▶ What you are asked to do
Every line of the material is to be quoted verbatim, minus the pictures.
——————————
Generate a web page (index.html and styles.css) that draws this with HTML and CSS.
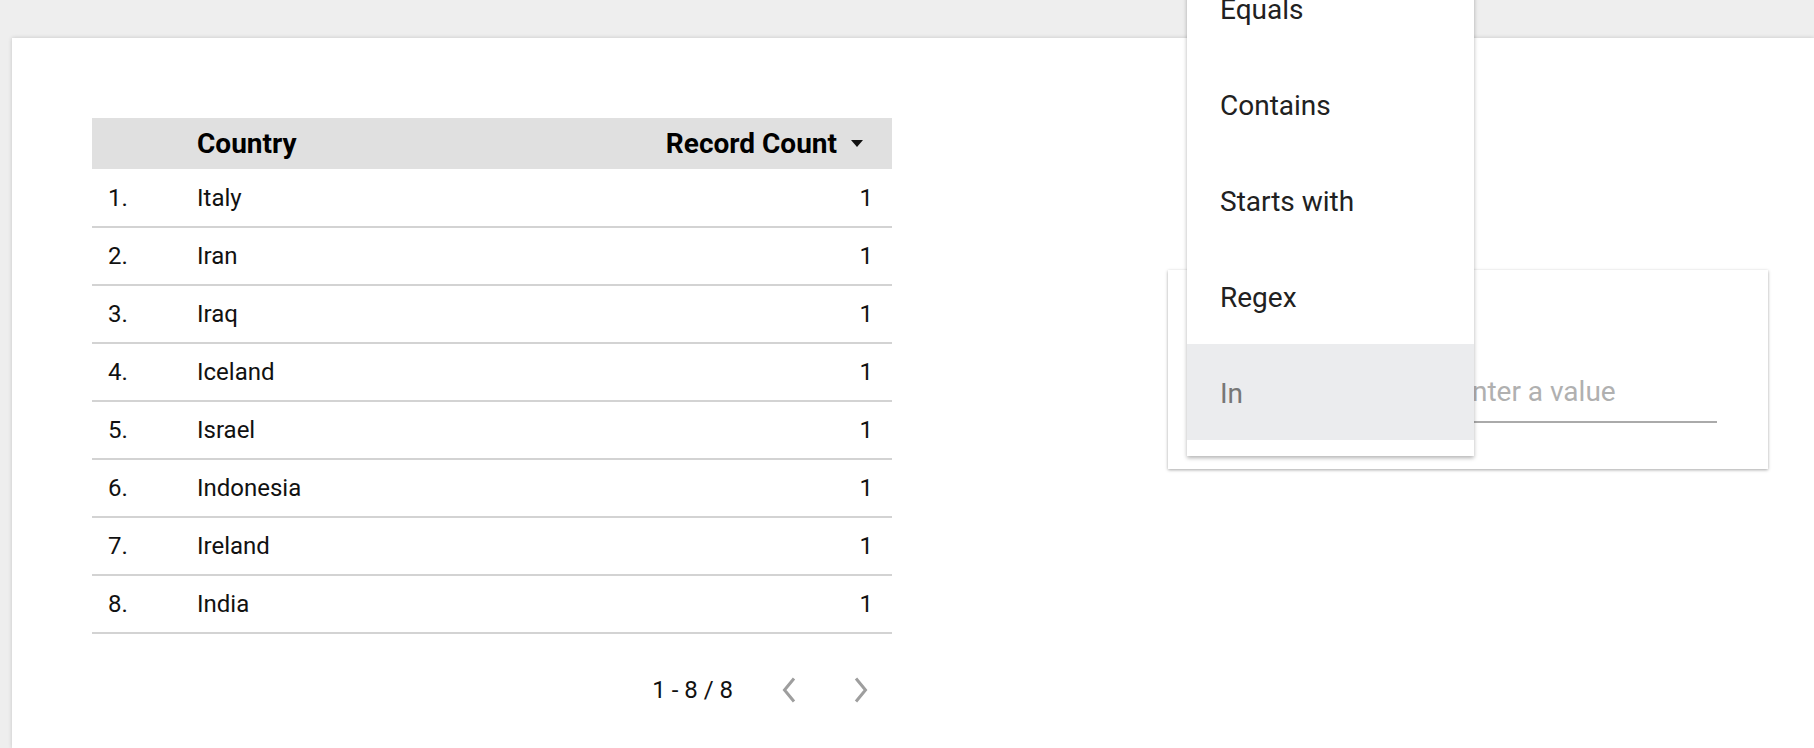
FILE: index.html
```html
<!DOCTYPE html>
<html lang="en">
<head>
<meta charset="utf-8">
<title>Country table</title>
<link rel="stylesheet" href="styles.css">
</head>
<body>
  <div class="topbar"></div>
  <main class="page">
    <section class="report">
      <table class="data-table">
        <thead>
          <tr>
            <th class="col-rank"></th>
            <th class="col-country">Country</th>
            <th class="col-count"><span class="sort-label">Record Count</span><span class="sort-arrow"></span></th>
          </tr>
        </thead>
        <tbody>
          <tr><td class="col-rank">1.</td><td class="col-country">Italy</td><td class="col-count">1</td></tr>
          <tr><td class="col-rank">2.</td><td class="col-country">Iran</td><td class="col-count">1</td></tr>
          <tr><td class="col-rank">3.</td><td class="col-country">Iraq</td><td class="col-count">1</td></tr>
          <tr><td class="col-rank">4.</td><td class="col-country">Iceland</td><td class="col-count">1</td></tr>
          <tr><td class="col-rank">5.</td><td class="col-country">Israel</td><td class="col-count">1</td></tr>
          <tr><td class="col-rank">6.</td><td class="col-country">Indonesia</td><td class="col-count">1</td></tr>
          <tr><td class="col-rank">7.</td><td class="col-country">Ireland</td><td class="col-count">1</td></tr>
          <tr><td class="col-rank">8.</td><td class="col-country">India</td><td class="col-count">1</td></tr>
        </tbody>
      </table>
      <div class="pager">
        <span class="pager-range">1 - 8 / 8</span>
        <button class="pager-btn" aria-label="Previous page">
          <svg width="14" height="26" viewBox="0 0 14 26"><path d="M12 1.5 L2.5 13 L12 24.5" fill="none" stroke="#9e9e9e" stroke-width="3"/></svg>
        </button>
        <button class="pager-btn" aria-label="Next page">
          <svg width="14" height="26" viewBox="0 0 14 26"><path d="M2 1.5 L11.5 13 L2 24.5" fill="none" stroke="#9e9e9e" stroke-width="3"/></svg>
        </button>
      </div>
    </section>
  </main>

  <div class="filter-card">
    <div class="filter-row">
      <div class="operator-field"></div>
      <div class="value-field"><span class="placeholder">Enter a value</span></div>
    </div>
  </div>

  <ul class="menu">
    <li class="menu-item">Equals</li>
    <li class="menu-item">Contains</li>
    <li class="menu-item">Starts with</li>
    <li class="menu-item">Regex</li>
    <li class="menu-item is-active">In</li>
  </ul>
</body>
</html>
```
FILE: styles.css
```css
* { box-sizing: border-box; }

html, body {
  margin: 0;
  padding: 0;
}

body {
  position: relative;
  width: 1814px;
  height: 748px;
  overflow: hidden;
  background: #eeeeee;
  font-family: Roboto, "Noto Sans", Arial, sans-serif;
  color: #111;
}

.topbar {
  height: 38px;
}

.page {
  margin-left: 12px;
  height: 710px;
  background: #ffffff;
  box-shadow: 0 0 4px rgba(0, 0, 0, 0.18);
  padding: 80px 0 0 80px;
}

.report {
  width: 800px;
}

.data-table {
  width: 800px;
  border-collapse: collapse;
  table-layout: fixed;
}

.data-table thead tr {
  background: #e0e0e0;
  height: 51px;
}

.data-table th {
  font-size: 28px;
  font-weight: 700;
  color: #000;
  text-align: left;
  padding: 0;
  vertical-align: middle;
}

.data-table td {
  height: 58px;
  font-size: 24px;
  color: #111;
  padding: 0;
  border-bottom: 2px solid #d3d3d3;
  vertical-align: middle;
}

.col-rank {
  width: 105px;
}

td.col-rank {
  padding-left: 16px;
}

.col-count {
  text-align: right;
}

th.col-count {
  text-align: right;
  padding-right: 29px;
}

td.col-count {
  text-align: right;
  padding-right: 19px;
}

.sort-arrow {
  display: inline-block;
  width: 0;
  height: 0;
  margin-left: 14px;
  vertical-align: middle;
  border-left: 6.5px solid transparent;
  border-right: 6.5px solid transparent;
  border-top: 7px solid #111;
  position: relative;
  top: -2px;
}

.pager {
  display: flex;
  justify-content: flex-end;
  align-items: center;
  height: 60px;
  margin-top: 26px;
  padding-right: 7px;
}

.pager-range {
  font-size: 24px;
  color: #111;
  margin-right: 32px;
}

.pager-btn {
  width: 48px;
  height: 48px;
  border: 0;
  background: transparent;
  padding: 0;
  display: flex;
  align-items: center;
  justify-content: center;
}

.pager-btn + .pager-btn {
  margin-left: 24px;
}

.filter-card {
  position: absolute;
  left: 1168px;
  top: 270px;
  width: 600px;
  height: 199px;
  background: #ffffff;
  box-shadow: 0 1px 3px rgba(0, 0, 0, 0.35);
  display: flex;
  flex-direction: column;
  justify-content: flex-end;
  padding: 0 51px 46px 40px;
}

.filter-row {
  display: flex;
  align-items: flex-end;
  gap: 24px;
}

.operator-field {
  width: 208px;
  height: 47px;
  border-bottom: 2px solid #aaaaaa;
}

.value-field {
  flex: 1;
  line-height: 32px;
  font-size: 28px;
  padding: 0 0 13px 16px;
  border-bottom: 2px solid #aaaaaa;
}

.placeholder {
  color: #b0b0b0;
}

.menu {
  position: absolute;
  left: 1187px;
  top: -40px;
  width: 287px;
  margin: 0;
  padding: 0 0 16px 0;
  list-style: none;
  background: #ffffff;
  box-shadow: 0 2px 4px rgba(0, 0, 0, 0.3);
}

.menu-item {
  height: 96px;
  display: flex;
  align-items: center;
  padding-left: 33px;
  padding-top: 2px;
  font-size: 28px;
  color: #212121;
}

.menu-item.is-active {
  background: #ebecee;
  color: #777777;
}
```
——————————
▶ Answer to this problem
Generate a web page (index.html and styles.css) that draws this with HTML and CSS.
FILE: index.html
```html
<!DOCTYPE html>
<html lang="en">
<head>
<meta charset="utf-8">
<title>Country table</title>
<link rel="stylesheet" href="styles.css">
</head>
<body>
  <div class="topbar"></div>
  <main class="page">
    <section class="report">
      <table class="data-table">
        <thead>
          <tr>
            <th class="col-rank"></th>
            <th class="col-country">Country</th>
            <th class="col-count"><span class="sort-label">Record Count</span><span class="sort-arrow"></span></th>
          </tr>
        </thead>
        <tbody>
          <tr><td class="col-rank">1.</td><td class="col-country">Italy</td><td class="col-count">1</td></tr>
          <tr><td class="col-rank">2.</td><td class="col-country">Iran</td><td class="col-count">1</td></tr>
          <tr><td class="col-rank">3.</td><td class="col-country">Iraq</td><td class="col-count">1</td></tr>
          <tr><td class="col-rank">4.</td><td class="col-country">Iceland</td><td class="col-count">1</td></tr>
          <tr><td class="col-rank">5.</td><td class="col-country">Israel</td><td class="col-count">1</td></tr>
          <tr><td class="col-rank">6.</td><td class="col-country">Indonesia</td><td class="col-count">1</td></tr>
          <tr><td class="col-rank">7.</td><td class="col-country">Ireland</td><td class="col-count">1</td></tr>
          <tr><td class="col-rank">8.</td><td class="col-country">India</td><td class="col-count">1</td></tr>
        </tbody>
      </table>
      <div class="pager">
        <span class="pager-range">1 - 8 / 8</span>
        <button class="pager-btn" aria-label="Previous page">
          <svg width="14" height="26" viewBox="0 0 14 26"><path d="M12 1.5 L2.5 13 L12 24.5" fill="none" stroke="#9e9e9e" stroke-width="3"/></svg>
        </button>
        <button class="pager-btn" aria-label="Next page">
          <svg width="14" height="26" viewBox="0 0 14 26"><path d="M2 1.5 L11.5 13 L2 24.5" fill="none" stroke="#9e9e9e" stroke-width="3"/></svg>
        </button>
      </div>
    </section>
  </main>

  <div class="filter-card">
    <div class="filter-row">
      <div class="operator-field"></div>
      <div class="value-field"><span class="placeholder">Enter a value</span></div>
    </div>
  </div>

  <ul class="menu">
    <li class="menu-item">Equals</li>
    <li class="menu-item">Contains</li>
    <li class="menu-item">Starts with</li>
    <li class="menu-item">Regex</li>
    <li class="menu-item is-active">In</li>
  </ul>
</body>
</html>
```
FILE: styles.css
```css
* { box-sizing: border-box; }

html, body {
  margin: 0;
  padding: 0;
}

body {
  position: relative;
  width: 1814px;
  height: 748px;
  overflow: hidden;
  background: #eeeeee;
  font-family: Roboto, "Noto Sans", Arial, sans-serif;
  color: #111;
}

.topbar {
  height: 38px;
}

.page {
  margin-left: 12px;
  height: 710px;
  background: #ffffff;
  box-shadow: 0 0 4px rgba(0, 0, 0, 0.18);
  padding: 80px 0 0 80px;
}

.report {
  width: 800px;
}

.data-table {
  width: 800px;
  border-collapse: collapse;
  table-layout: fixed;
}

.data-table thead tr {
  background: #e0e0e0;
  height: 51px;
}

.data-table th {
  font-size: 28px;
  font-weight: 700;
  color: #000;
  text-align: left;
  padding: 0;
  vertical-align: middle;
}

.data-table td {
  height: 58px;
  font-size: 24px;
  color: #111;
  padding: 0;
  border-bottom: 2px solid #d3d3d3;
  vertical-align: middle;
}

.col-rank {
  width: 105px;
}

td.col-rank {
  padding-left: 16px;
}

.col-count {
  text-align: right;
}

th.col-count {
  text-align: right;
  padding-right: 29px;
}

td.col-count {
  text-align: right;
  padding-right: 19px;
}

.sort-arrow {
  display: inline-block;
  width: 0;
  height: 0;
  margin-left: 14px;
  vertical-align: middle;
  border-left: 6.5px solid transparent;
  border-right: 6.5px solid transparent;
  border-top: 7px solid #111;
  position: relative;
  top: -2px;
}

.pager {
  display: flex;
  justify-content: flex-end;
  align-items: center;
  height: 60px;
  margin-top: 26px;
  padding-right: 7px;
}

.pager-range {
  font-size: 24px;
  color: #111;
  margin-right: 32px;
}

.pager-btn {
  width: 48px;
  height: 48px;
  border: 0;
  background: transparent;
  padding: 0;
  display: flex;
  align-items: center;
  justify-content: center;
}

.pager-btn + .pager-btn {
  margin-left: 24px;
}

.filter-card {
  position: absolute;
  left: 1168px;
  top: 270px;
  width: 600px;
  height: 199px;
  background: #ffffff;
  box-shadow: 0 1px 3px rgba(0, 0, 0, 0.35);
  display: flex;
  flex-direction: column;
  justify-content: flex-end;
  padding: 0 51px 46px 40px;
}

.filter-row {
  display: flex;
  align-items: flex-end;
  gap: 24px;
}

.operator-field {
  width: 208px;
  height: 47px;
  border-bottom: 2px solid #aaaaaa;
}

.value-field {
  flex: 1;
  line-height: 32px;
  font-size: 28px;
  padding: 0 0 13px 16px;
  border-bottom: 2px solid #aaaaaa;
}

.placeholder {
  color: #b0b0b0;
}

.menu {
  position: absolute;
  left: 1187px;
  top: -40px;
  width: 287px;
  margin: 0;
  padding: 0 0 16px 0;
  list-style: none;
  background: #ffffff;
  box-shadow: 0 2px 4px rgba(0, 0, 0, 0.3);
}

.menu-item {
  height: 96px;
  display: flex;
  align-items: center;
  padding-left: 33px;
  padding-top: 2px;
  font-size: 28px;
  color: #212121;
}

.menu-item.is-active {
  background: #ebecee;
  color: #777777;
}
```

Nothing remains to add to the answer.